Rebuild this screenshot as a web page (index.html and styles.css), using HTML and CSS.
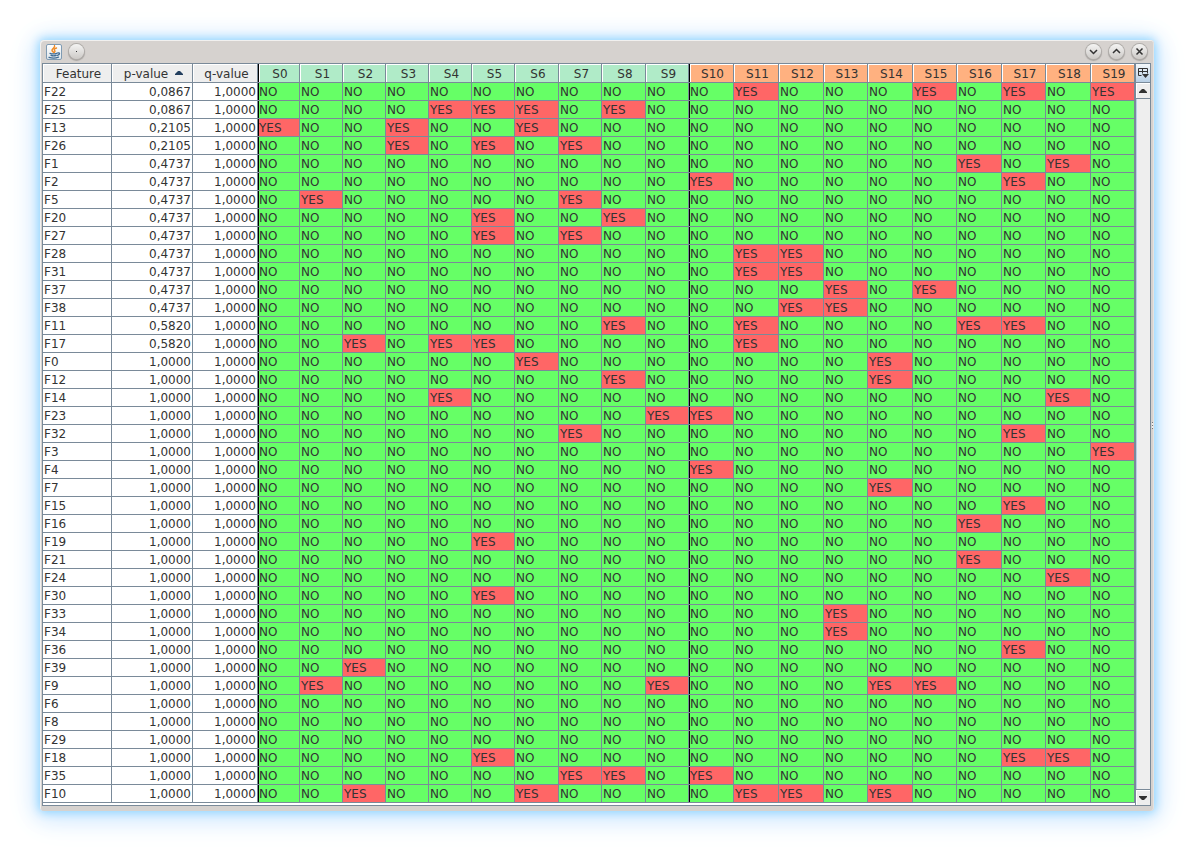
FILE: index.html
```html
<!DOCTYPE html>
<html lang="en">
<head>
<meta charset="utf-8">
<title>Feature table</title>
<link rel="stylesheet" href="styles.css">
</head>
<body>
<main class="window">
  <header class="titlebar">
    <svg class="app-icon" width="16" height="16" viewBox="0 0 16 16" aria-hidden="true">
      <defs><linearGradient id="tile" x2="0" y2="1"><stop stop-color="#fff"/><stop offset="1" stop-color="#dde5ea"/></linearGradient></defs>
      <rect x=".5" y=".5" width="15" height="15" rx="1.5" fill="url(#tile)" stroke="#7f9bb3"/>
      <path d="M8.500 1.500c1.200 2-3 3.200-2.500 5 .2 1 1.200 1.500 1.800 2M10.500 4c-2.500.8-2.800 1.700-1.800 2.600.6.600.4 1.100-.2 1.700" fill="none" stroke="#f08a25" stroke-width="1.400" stroke-linecap="round"/>
      <path d="M4 9.300c1.500.6 5 .6 6.800 0M5 11.300c1.400.5 3.900.5 5.200 0M3 13.300c2.500.8 7 .8 9.500-.2M11.500 9c2.600-.8 2.800 1.500 0 2.300" fill="none" stroke="#3f6b94" stroke-width="1.300" stroke-linecap="round"/>
    </svg>
    <button class="round" aria-label="Window menu"><svg width="15" height="15" viewBox="0 0 15 15"><rect x="7" y="7" width="1" height="1" fill="#333"/></svg></button>
    <span class="spacer"></span>
    <button class="round" aria-label="Minimize"><svg width="15" height="15" viewBox="0 0 15 15"><path d="M4 6l3.500 3.500L11 6"/></svg></button>
    <button class="round" aria-label="Maximize"><svg width="15" height="15" viewBox="0 0 15 15"><path d="M4 9l3.500-3.500L11 9"/></svg></button>
    <button class="round" aria-label="Close"><svg width="15" height="15" viewBox="0 0 15 15"><path d="M4.500 4.500l6 6M10.500 4.500l-6 6"/></svg></button>
  </header>
  <section class="pane">
    <table class="grid">
      <colgroup id="cols"></colgroup>
      <thead><tr id="head"></tr></thead>
      <tbody id="rows"></tbody>
    </table>
    <div class="side">
      <button class="columns" aria-label="Choose columns">
        <svg width="12" height="12" viewBox="0 0 12 12"><path d="M4.500 8.500h-3v-7h9v5M1.500 4.500h9M5.500 1.500v5" fill="none" stroke="#333"/><path d="M5 7h7L8.500 11z" fill="#333"/></svg>
      </button>
      <button class="arrow up" aria-label="Scroll up"><svg width="8" height="4" viewBox="0 0 8 4"><path d="M0 4V3l3-3h2l3 3v1z"/></svg></button>
      <div class="track"></div>
      <button class="arrow down" aria-label="Scroll down"><svg width="8" height="4" viewBox="0 0 8 4"><path d="M0 0v1l3 3h2l3-3V0z"/></svg></button>
    </div>
  </section>
  <span class="grip" aria-hidden="true"></span>
</main>
<script src="table.js"></script>
</body>
</html>
```
FILE: styles.css
```css
* {
  box-sizing: border-box;
}

body {
  margin: 0;
  padding: 40px;
  background: #fff;
  color: #333;
  font: 12px/16px "DejaVu Sans", sans-serif;
}

.window {
  position: relative;
  padding: 0 3px 5px 2px;
  border-radius: 4px;
  background: #d6d2cf;
  box-shadow: inset 1px 1px 0 #f1f0ef, inset -1px 0 0 #e4e2e0, 0 0 10px 1px #8cd4ff, 0 3px 22px 4px #cbe6ff, 0 4px 36px 4px #eef6ff;
}

.titlebar {
  display: flex;
  align-items: center;
  gap: 8px;
  height: 23px;
  padding: 0 4px;
}

.app-icon {
  margin-right: -1px;
}

.spacer {
  flex: 1;
}

button {
  display: flex;
  align-items: center;
  justify-content: center;
  margin: 0;
  padding: 0;
  border: 0;
}

.round {
  width: 15px;
  height: 15px;
  border-radius: 50%;
  background: linear-gradient(#f4f4f3, #cdcac7);
  box-shadow: 0 0 0 1px #b0adaa, 0 1px 1px 1px #aaa6a3;
}

.round path {
  fill: none;
  stroke: #333;
  stroke-width: 1.5;
}

.pane {
  display: flex;
  border: 1px solid #7a8a99;
  background: #fff;
}

.grid {
  flex: 1;
  align-self: flex-start;
  width: 0;
  margin-bottom: 2px;
  table-layout: fixed;
  border-collapse: separate;
  border-spacing: 0;
}

th,
td {
  height: 18px;
  padding: 1px 1px 0;
  border: solid #7a8a99;
  border-width: 0 1px 1px 0;
  overflow: hidden;
  text-align: left;
  white-space: nowrap;
  font-weight: normal;
}

th {
  height: 19px;
  padding: 1px 0 0 3px;
  background: #eee;
  box-shadow: inset 1px 1px 0 #fff;
  text-align: center;
}

.low {
  background: #b0ebc8;
}

.high {
  background: #ffb180;
}

.number {
  text-align: right;
}

.no {
  background: #66ff66;
}

.yes {
  background: #ff6666;
}

.divide {
  box-shadow: inset 1px 0 0 #000;
}

th.divide {
  box-shadow: inset 1px 0 0 #000, inset 2px 1px 0 #fff;
}

.sort {
  margin-left: 7px;
  vertical-align: 3px;
}

.side {
  display: flex;
  flex-direction: column;
  width: 15px;
  border-left: 1px solid #7a8a99;
}

.columns {
  height: 19px;
  border-bottom: 1px solid #7a8a99;
  background: linear-gradient(#f4f8fb, #b8cfe5);
}

.arrow {
  height: 16px;
  background: #eee;
  box-shadow: inset 1px 1px 0 #fff;
}

.arrow path {
  fill: #333;
}

.up {
  border-bottom: 1px solid #7a8a99;
}

.down {
  border-top: 1px solid #7a8a99;
}

.track {
  flex: 1;
  border-left: 1px solid #b8cfe5;
  background: #eee;
}

.grip {
  position: absolute;
  right: 1px;
  top: calc(50% - 4px);
  width: 1px;
  height: 7px;
  background: repeating-linear-gradient(#777 0 1px, #eee 1px 3px);
}
```
FILE: table.js
```javascript
const widths = [69, 81, 65, 42, 43, 43, 43, 43, 43, 44, 43, 44, 43, 45, 45, 45, 44, 45, 44, 45, 44, 45, 44];

// feature, p-value, samples where the feature is present
const data = [
  ["F22", "0,0867", [11, 15, 17, 19]],
  ["F25", "0,0867", [4, 5, 6, 8]],
  ["F13", "0,2105", [0, 3, 6]],
  ["F26", "0,2105", [3, 5, 7]],
  ["F1", "0,4737", [16, 18]],
  ["F2", "0,4737", [10, 17]],
  ["F5", "0,4737", [1, 7]],
  ["F20", "0,4737", [5, 8]],
  ["F27", "0,4737", [5, 7]],
  ["F28", "0,4737", [11, 12]],
  ["F31", "0,4737", [11, 12]],
  ["F37", "0,4737", [13, 15]],
  ["F38", "0,4737", [12, 13]],
  ["F11", "0,5820", [8, 11, 16, 17]],
  ["F17", "0,5820", [2, 4, 5, 11]],
  ["F0", "1,0000", [6, 14]],
  ["F12", "1,0000", [8, 14]],
  ["F14", "1,0000", [4, 18]],
  ["F23", "1,0000", [9, 10]],
  ["F32", "1,0000", [7, 17]],
  ["F3", "1,0000", [19]],
  ["F4", "1,0000", [10]],
  ["F7", "1,0000", [14]],
  ["F15", "1,0000", [17]],
  ["F16", "1,0000", [16]],
  ["F19", "1,0000", [5]],
  ["F21", "1,0000", [16]],
  ["F24", "1,0000", [18]],
  ["F30", "1,0000", [5]],
  ["F33", "1,0000", [13]],
  ["F34", "1,0000", [13]],
  ["F36", "1,0000", [17]],
  ["F39", "1,0000", [2]],
  ["F9", "1,0000", [1, 9, 14, 15]],
  ["F6", "1,0000", []],
  ["F8", "1,0000", []],
  ["F29", "1,0000", []],
  ["F18", "1,0000", [5, 17, 18]],
  ["F35", "1,0000", [7, 8, 10]],
  ["F10", "1,0000", [2, 6, 11, 12, 14]]
];

const samples = Array.from({ length: 20 }, (_, i) => i);
const divide = i => (i % 10 === 0 ? " divide" : "");
const arrow = '<svg class="sort" width="8" height="4" viewBox="0 0 8 4"><path d="M0 4V3l3-3h2l3 3v1z" fill="#24405f"/></svg>';

document.getElementById("cols").innerHTML = widths.map(w => `<col style="width:${w}px">`).join("");

document.getElementById("head").innerHTML =
  `<th>Feature</th><th aria-sort="ascending">p-value${arrow}</th><th>q-value</th>` +
  samples.map(i => `<th class="${i < 10 ? "low" : "high"}${divide(i)}">S${i}</th>`).join("");

document.getElementById("rows").innerHTML = data.map(([name, p, present]) =>
  `<tr><td>${name}</td><td class="number">${p}</td><td class="number">1,0000</td>` +
  samples.map(i => {
    const on = present.includes(i);
    return `<td class="${on ? "yes" : "no"}${divide(i)}">${on ? "YES" : "NO"}</td>`;
  }).join("") + "</tr>").join("");
```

### [YOUR INSTRUCTIONS]
Give the count of lines containing "index", with no added text.

### [EXERCISE ANSWER]
2